Among college-educated whites in Michigan, Pennsylvania, and Iowa, there are shifts from small Trump advantages in 2016 to wider Biden advantages in 2020. In Wisconsin, where white college graduates already favored the Democrat, Hillary Clinton, in 2016 by 12 points, their margin for Biden rises to 28 points with the recent polls.
A rural- and suburban-powered win for Biden?
The trends revealed here point toward an electoral pivot in rural and small towns since 2016—if not to full-throated Biden support, then certainly to weaker Trump support. While the 2018 midterm elections may not be a completely accurate predicator of county-level support for the president on Election Day 2020, it does indicate weaker Republican support among many small metropolitan and nonmetropolitan counties than what existed in 2016. Declining support for Trump among noncollege whites in recent polls would seem to reinforce this trend.
Of course, as in 2016, Election Day can always bring surprises. But in these four swing states where rural and suburban voters were so key to Trump’s 2016 victory, there is reason to predict a rural- and suburban-powered win for Biden.

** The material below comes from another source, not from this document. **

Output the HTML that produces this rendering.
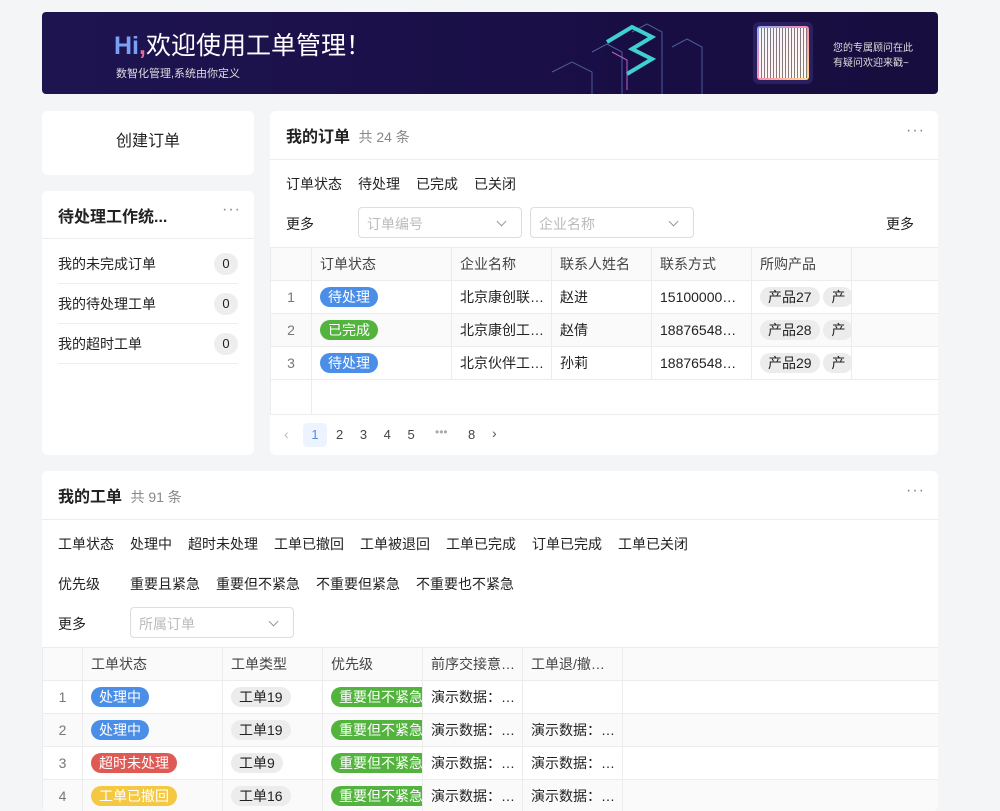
<!DOCTYPE html>
<html><head><meta charset="utf-8"><style>
*{box-sizing:border-box;margin:0;padding:0}
body{width:1000px;height:800px;overflow:hidden;background:#f4f5f7;font-family:"Liberation Sans","Noto Sans CJK SC",sans-serif;font-size:14px;color:#222;position:relative}
.abs{position:absolute}
.card{position:absolute;background:#fff;border-radius:6px}
.banner{left:42px;top:12px;width:896px;height:82px;border-radius:4px;background:linear-gradient(90deg,#1e1450 0%,#1a0f47 50%,#170d3e 100%);overflow:hidden}
.tag{display:inline-block;height:20px;line-height:20px;border-radius:10px;padding:0 8px;font-size:14px;color:#fff;white-space:nowrap}
.blue{background:#4b8ee8}.green{background:#52b33d}.red{background:#e05a55}.yellow{background:#f5c842}
.gray{background:#ececec;color:#222}
table{border-collapse:collapse;position:absolute;table-layout:fixed}
td{border:1px solid #ececec;height:33px;padding:0 8px;white-space:nowrap;overflow:hidden;font-size:14px}
tr.h td{background:#fafafa;color:#444;height:33px}
tr.alt td{background:#fafafa}
td.n{text-align:center;color:#777;padding:0}
.f{position:absolute;font-size:14px;color:#222}
.sel{position:absolute;height:31px;border:1px solid #ddd;border-radius:4px;color:#bbb;padding:6px 8px;font-size:14px}
.sel:after{content:"";position:absolute;right:16px;top:10px;width:6px;height:6px;border-right:1px solid #999;border-bottom:1px solid #999;transform:rotate(45deg)}
.dots{position:absolute;color:#888;font-size:16px;letter-spacing:1px}
.line{position:absolute;height:1px;background:#eee}
.badge{position:absolute;width:24px;height:22px;border-radius:11px;background:#eee;text-align:center;line-height:22px;font-size:13px}
</style></head><body>
<div class="card banner">
<div class="abs" style="left:72px;top:14px;font-size:25px;color:#fff"><span style="color:#7aa0f5;font-weight:bold">Hi</span><span style="color:#e76b9a;font-weight:bold">,</span>欢迎使用工单管理！</div>
<div class="abs" style="left:74px;top:53px;font-size:11px;color:#ddd">数智化管理,系统由你定义</div>
<svg class="abs" style="left:470px;top:0" width="220" height="82"><g fill="none" stroke="#4a5c9a" stroke-width="1"><path d="M40 60l20-10 20 10v22M80 40l15-8 15 8v42M160 35l15-8 15 8v47M120 20l15-8 15 8v62"/></g><path d="M95 30l25-15 20 10-20 12 20 10-25 15" fill="none" stroke="#3fd0d0" stroke-width="4"/><path d="M100 40l15 8v30" stroke="#c060d0" fill="none"/></svg>
<div class="abs" style="left:711px;top:10px;width:60px;height:62px;border-radius:6px;background:#2a2060;padding:4px"><div style="width:52px;height:54px;border-radius:3px;background:linear-gradient(135deg,#8af,#f8a,#fd8);padding:2px"><div style="width:48px;height:50px;background:repeating-linear-gradient(90deg,#fff 0 2px,#777 2px 3px),#fff;opacity:.9"></div></div></div>
<div class="abs" style="left:791px;top:29px;font-size:10px;color:#ddd;line-height:15px">您的专属顾问在此<br>有疑问欢迎来戳~</div>
</div>

<div class="card" style="left:42px;top:111px;width:212px;height:64px;text-align:center;line-height:62px;font-size:16px">创建订单</div>

<div class="card" style="left:42px;top:191px;width:212px;height:264px">
<div class="f" style="left:16px;top:12px;font-size:16px;font-weight:bold">待处理工作统...</div>
<div class="dots" style="left:180px;top:10px">···</div>
<div class="line" style="left:0;top:47px;width:212px"></div>
<div class="f" style="left:16px;top:63px">我的未完成订单</div><div class="badge" style="left:172px;top:62px">0</div>
<div class="line" style="left:16px;top:92px;width:180px"></div>
<div class="f" style="left:16px;top:103px">我的待处理工单</div><div class="badge" style="left:172px;top:102px">0</div>
<div class="line" style="left:16px;top:132px;width:180px"></div>
<div class="f" style="left:16px;top:143px">我的超时工单</div><div class="badge" style="left:172px;top:142px">0</div>
<div class="line" style="left:16px;top:172px;width:180px"></div>
</div>

<div class="card" style="left:270px;top:111px;width:668px;height:344px;overflow:hidden">
<div class="f" style="left:16px;top:12px;font-size:16px;font-weight:bold">我的订单 <span style="font-weight:normal;color:#888;font-size:14px;margin-left:4px">共 24 条</span></div>
<div class="dots" style="left:636px;top:11px">···</div>
<div class="line" style="left:0;top:48px;width:668px"></div>
<div class="f" style="left:16px;top:63px">订单状态</div><div class="f" style="left:88px;top:63px">待处理</div><div class="f" style="left:146px;top:63px">已完成</div><div class="f" style="left:204px;top:63px">已关闭</div>
<div class="f" style="left:16px;top:103px">更多</div>
<div class="sel" style="left:88px;top:96px;width:164px">订单编号</div>
<div class="sel" style="left:260px;top:96px;width:164px">企业名称</div>
<div class="f" style="left:616px;top:103px">更多</div>
<table style="left:0;top:136px;width:669px">
<colgroup><col style="width:41px"><col style="width:140px"><col style="width:100px"><col style="width:100px"><col style="width:100px"><col style="width:100px"><col style="width:88px"></colgroup>
<tr class="h"><td></td><td>订单状态</td><td>企业名称</td><td>联系人姓名</td><td>联系方式</td><td>所购产品</td><td></td></tr>
<tr><td class="n">1</td><td><span class="tag blue">待处理</span></td><td>北京康创联…</td><td>赵进</td><td>15100000…</td><td><span class="tag gray">产品27</span> <span class="tag gray">产</span></td><td></td></tr>
<tr class="alt"><td class="n">2</td><td><span class="tag green">已完成</span></td><td>北京康创工…</td><td>赵倩</td><td>18876548…</td><td><span class="tag gray">产品28</span> <span class="tag gray">产</span></td><td></td></tr>
<tr><td class="n">3</td><td><span class="tag blue">待处理</span></td><td>北京伙伴工…</td><td>孙莉</td><td>18876548…</td><td><span class="tag gray">产品29</span> <span class="tag gray">产</span></td><td></td></tr>
<tr><td style="height:35px"></td><td colspan="6" style="border-left:1px solid #ececec;border-right:none"></td></tr>
</table>
<div class="f" style="left:14px;top:315px;color:#bbb">‹</div>
<div class="abs" style="left:33px;top:312px;width:24px;height:24px;background:#eef4ff;border-radius:4px;color:#4b8ee8;text-align:center;line-height:24px;font-size:13px">1</div>
<div class="f" style="left:66px;top:316px;font-size:13px;color:#444;word-spacing:13px">2 3 4 5</div>
<div class="f" style="left:165px;top:314px;color:#aaa;font-size:12px">•••</div>
<div class="f" style="left:198px;top:316px;font-size:13px;color:#444">8</div>
<div class="f" style="left:222px;top:314px;color:#555">›</div>
</div>

<div class="card" style="left:42px;top:471px;width:896px;height:340px;overflow:hidden">
<div class="f" style="left:16px;top:12px;font-size:16px;font-weight:bold">我的工单 <span style="font-weight:normal;color:#888;font-size:14px;margin-left:4px">共 91 条</span></div>
<div class="dots" style="left:864px;top:11px">···</div>
<div class="line" style="left:0;top:48px;width:896px"></div>
<div class="f" style="left:16px;top:63px">工单状态</div>
<div class="f" style="left:88px;top:63px">处理中</div><div class="f" style="left:146px;top:63px">超时未处理</div><div class="f" style="left:232px;top:63px">工单已撤回</div><div class="f" style="left:318px;top:63px">工单被退回</div><div class="f" style="left:404px;top:63px">工单已完成</div><div class="f" style="left:490px;top:63px">订单已完成</div><div class="f" style="left:576px;top:63px">工单已关闭</div>
<div class="f" style="left:16px;top:103px">优先级</div>
<div class="f" style="left:88px;top:103px">重要且紧急</div><div class="f" style="left:174px;top:103px">重要但不紧急</div><div class="f" style="left:274px;top:103px">不重要但紧急</div><div class="f" style="left:374px;top:103px">不重要也不紧急</div>
<div class="f" style="left:16px;top:143px">更多</div>
<div class="sel" style="left:88px;top:136px;width:164px">所属订单</div>
<table style="left:0;top:176px;width:897px">
<colgroup><col style="width:40px"><col style="width:140px"><col style="width:100px"><col style="width:100px"><col style="width:100px"><col style="width:100px"><col style="width:317px"></colgroup>
<tr class="h"><td></td><td>工单状态</td><td>工单类型</td><td>优先级</td><td>前序交接意…</td><td>工单退/撤…</td><td></td></tr>
<tr><td class="n">1</td><td><span class="tag blue">处理中</span></td><td><span class="tag gray">工单19</span></td><td><span class="tag green">重要但不紧急</span></td><td>演示数据：…</td><td></td><td></td></tr>
<tr class="alt"><td class="n">2</td><td><span class="tag blue">处理中</span></td><td><span class="tag gray">工单19</span></td><td><span class="tag green">重要但不紧急</span></td><td>演示数据：…</td><td>演示数据：…</td><td></td></tr>
<tr><td class="n">3</td><td><span class="tag red">超时未处理</span></td><td><span class="tag gray">工单9</span></td><td><span class="tag green">重要但不紧急</span></td><td>演示数据：…</td><td>演示数据：…</td><td></td></tr>
<tr class="alt"><td class="n">4</td><td><span class="tag yellow">工单已撤回</span></td><td><span class="tag gray">工单16</span></td><td><span class="tag green">重要但不紧急</span></td><td>演示数据：…</td><td>演示数据：…</td><td></td></tr>
</table>
</div>
</body></html>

*A change in D-R support does not necessarily mean a change from Democratic to Republican or Republican to Democratic election outcome. For example, a county that that voted Republican (for Trump) in 2016 with a D-R margin of -10 and voted for a Republican House of Representatives candidate in 2018 with a D-R margin of -5 would show a change in D-R margin of +5—a shift toward stronger Democratic support and weaker Republican support.